There are seven OSI layers. Each layer has different functions. A list of seven layers is given below:
Physical Layer
Data-Link Layer
Network Layer
Transport Layer
Session Layer
Presentation Layer
Application Layer
Application Layer
The application layer is the closest to the end user. It initiates communication between the user and the applications they personally interact with. At this layer, data is translated from the syntax it was converted to into something the user can read.
Examples of Layer 7 applications include a web browser like Chrome, Safari, or Firefox, or an email application. Layer 7 can also identify communication partners, check to see which resources are available, and make sure communication is properly synced.
Presentation Layer
The presentation layer takes care of getting data ready for the application layer. The two devices that are communicating may use different methods of encoding their data. Layer 6, therefore, turns the incoming data into something that can be read at the application layer. This includes encrypting and decrypting data.
The presentation layer also compresses data that comes from the application layer before it sends it on to Layer 5, the session layer.
Session Layer
The session layer handles opening and closing network communications between two interacting devices. The “session” refers to the time between the opening and closing of the interaction. The session layer makes sure the session is open for a long enough period of time for all the necessary data to be sent through. The session layer then closes the session to prevent expending unnecessary resources.
Also, it synchronizes the data transfer. If a large amount of data is being sent, the session layer can set up checkpoints. If the transmission gets interrupted before all the data is downloaded, the checkpoints allow the transmission to be resumed without it starting all over again.
Transport Layer
The transport layer handles end-to-end communication between the devices interacting with each other. The management of the communication involves taking the data in the session layer and dividing it into pieces referred to as segments. The transport layer on the device receiving the communication handles the reassembly of the segments into data that is consumable by the session layer.

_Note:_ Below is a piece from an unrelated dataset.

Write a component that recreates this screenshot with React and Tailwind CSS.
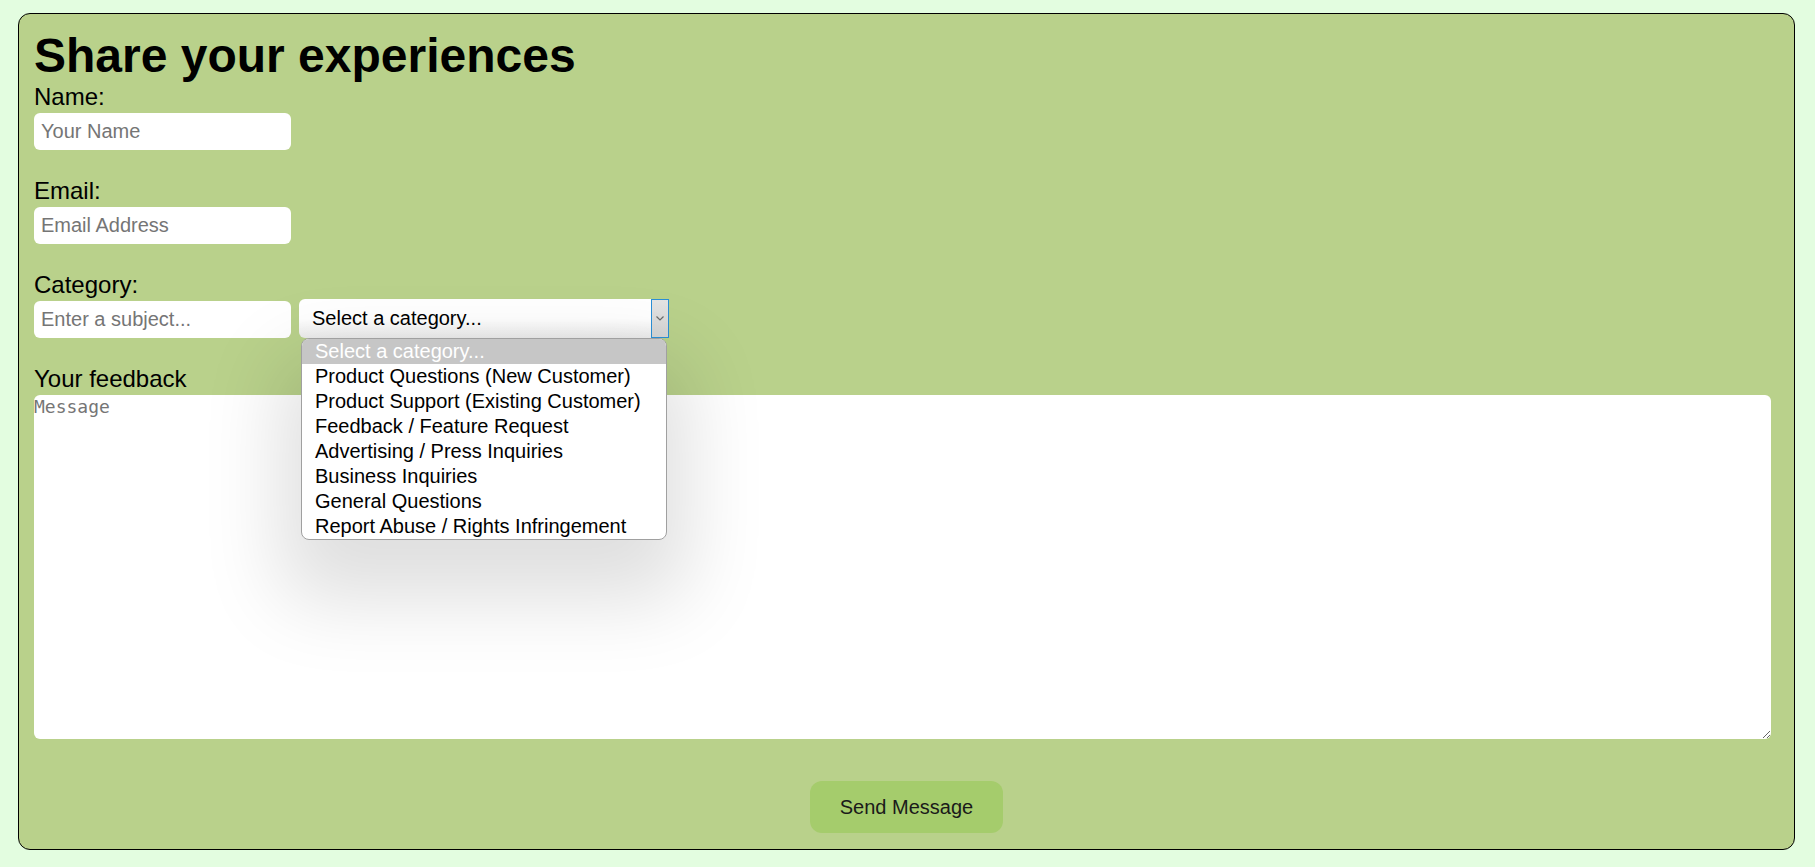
import React, { useState } from 'react';

const categories = [
  'Product Questions (New Customer)',
  'Product Support (Existing Customer)',
  'Feedback / Feature Request',
  'Advertising / Press Inquiries',
  'Business Inquiries',
  'General Questions',
  'Report Abuse / Rights Infringement',
];

const inputClass = 'block w-[257px] h-[37px] mt-[2px] px-[7px] rounded-[6px] bg-white text-[20px] text-black placeholder:text-[#757575] outline-none';

const App = () => {
  const [isOpen, setIsOpen] = useState(true);

  return (
    <div className="min-h-screen bg-[#e3fde0] pt-[13px] font-['Liberation_Sans',Arial,sans-serif] text-black">
      <div className="ml-[18px] w-[1777px] h-[837px] border border-black rounded-[12px] bg-[#b9d18b] px-[15px] pt-[14px] flex flex-col">
        <h1 className="text-[48px] leading-[55px] font-bold">Share your experiences</h1>

        <label className="text-[24px] leading-[28px]">Name:</label>
        <input type="text" placeholder="Your Name" className={inputClass} />

        <label className="mt-[27px] text-[24px] leading-[28px]">Email:</label>
        <input type="email" placeholder="Email Address" className={inputClass} />

        <label className="mt-[27px] text-[24px] leading-[28px]">Category:</label>
        <div className="flex items-end gap-[8px]">
          <input type="text" placeholder="Enter a subject..." className={inputClass} />
          {/* open select, drawn by hand so the list shows */}
          <div className="relative">
            <button
              type="button"
              onClick={() => setIsOpen(!isOpen)}
              className="flex items-stretch w-[370px] h-[39px] rounded-l-[6px] bg-linear-to-b from-white from-50% to-[#ebebeb] text-left"
            >
              <span className="flex-1 pl-[13px] text-[20px] leading-[39px] text-black">Select a category...</span>
              <span className="flex items-center justify-center w-[18px] border border-[#2b8fd6] bg-linear-to-b from-[#e4e4e4] to-[#d4d4d4]">
                <svg width="8" height="5" viewBox="0 0 8 5" fill="none">
                  <path d="M0.5 0.5 L4 4 L7.5 0.5" stroke="#6b6b6b" strokeWidth="1.2" />
                </svg>
              </span>
            </button>
            {isOpen && (
              <ul className="absolute left-[2px] top-[39px] z-10 w-[366px] border border-[#a0a0a0] rounded-[8px] bg-white overflow-hidden shadow-[0_40px_80px_20px_rgba(0,0,0,0.13)]">
                <li className="h-[25px] pl-[13px] text-[20px] leading-[25px] text-white bg-[#c6c6c6]">Select a category...</li>
                {categories.map(c => (
                  <li key={c} className="h-[25px] pl-[13px] text-[20px] leading-[25px] text-black">{c}</li>
                ))}
              </ul>
            )}
          </div>
        </div>

        <label className="mt-[27px] text-[24px] leading-[28px]">Your feedback</label>
        <textarea
          placeholder="Message"
          className="block w-[1737px] h-[344px] mt-[2px] pt-px rounded-[6px] bg-white font-['DejaVu_Sans_Mono',monospace] text-[18px] leading-[21px] placeholder:text-[#757575] outline-none"
        ></textarea>

        <button type="button" className="self-center mt-[42px] w-[193px] h-[52px] rounded-[12px] bg-[#a5cc6c] text-[20px] text-[#1a1a1a]">
          Send Message
        </button>
      </div>
    </div>
  );
};

export default App;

Also, the transport layer takes care of managing the flow and any necessary error messages that need to be sent in the event something goes wrong. To manage data flow, the transport layer makes sure it is not being sent so quickly that the receiver’s device cannot handle it. To control errors, the transport layer checks to see if the data transmitted was done so completely. If it is not, this layer will request a retransmission.
Layer 4 is where Transmission Control Protocol (TCP) and User Datagram Protocol (UDP) port numbers work. Internet Protocol (IP) addresses operate at Layer 3, the network layer. TCP, UDP, and IP are protocols that facilitate how data is sent and received.
Network Layer
The network layer facilitates the transfer of data when two networks are communicating with each other. If two communicating devices are using the same network, then there is no need for the network layer. The network layer divides the segments that come from the transport layer. These are referred to as packets. The division of the segments into packets happens on the sender’s device, and they are reassembled on the receiving device.
The network layer also functions as an efficiency tool. It figures out the optimal physical path needed to get the data to its destination. This function is called “routing.”
Data Link Layer
The data link layer is like the network layer, except that the data link layer facilitates data transfer between two devices using the same network. In the data link layer, packets are broken into pieces referred to as frames. Similar to the network layer, the data link layer handles flow and error control. The transport layer is different in that it only manages the flow of data and errors when two networks are communicating with each other.
Within the data link layer, you have two sublayers, the media access control (MAC) and logical link control (LLC) layers. The majority of switches perform their duties at Layer 2. In some cases, switches work at Layer 3 because they are facilitating communication between two networks or virtual local-area networks (VLANs). This has to happen at Layer 3 because, in these situations, the data needs to be routed, which is a Layer 3 task.
Physical Layer
The physical layer involves the physical equipment that transfers data, like switches and cables. In this layer, the data is converted into strings of 1s and 0s. In the physical layer, the devices have to agree on a method of distinguishing the 1s from the 0s, which enables the digital data to be properly interpreted by each device.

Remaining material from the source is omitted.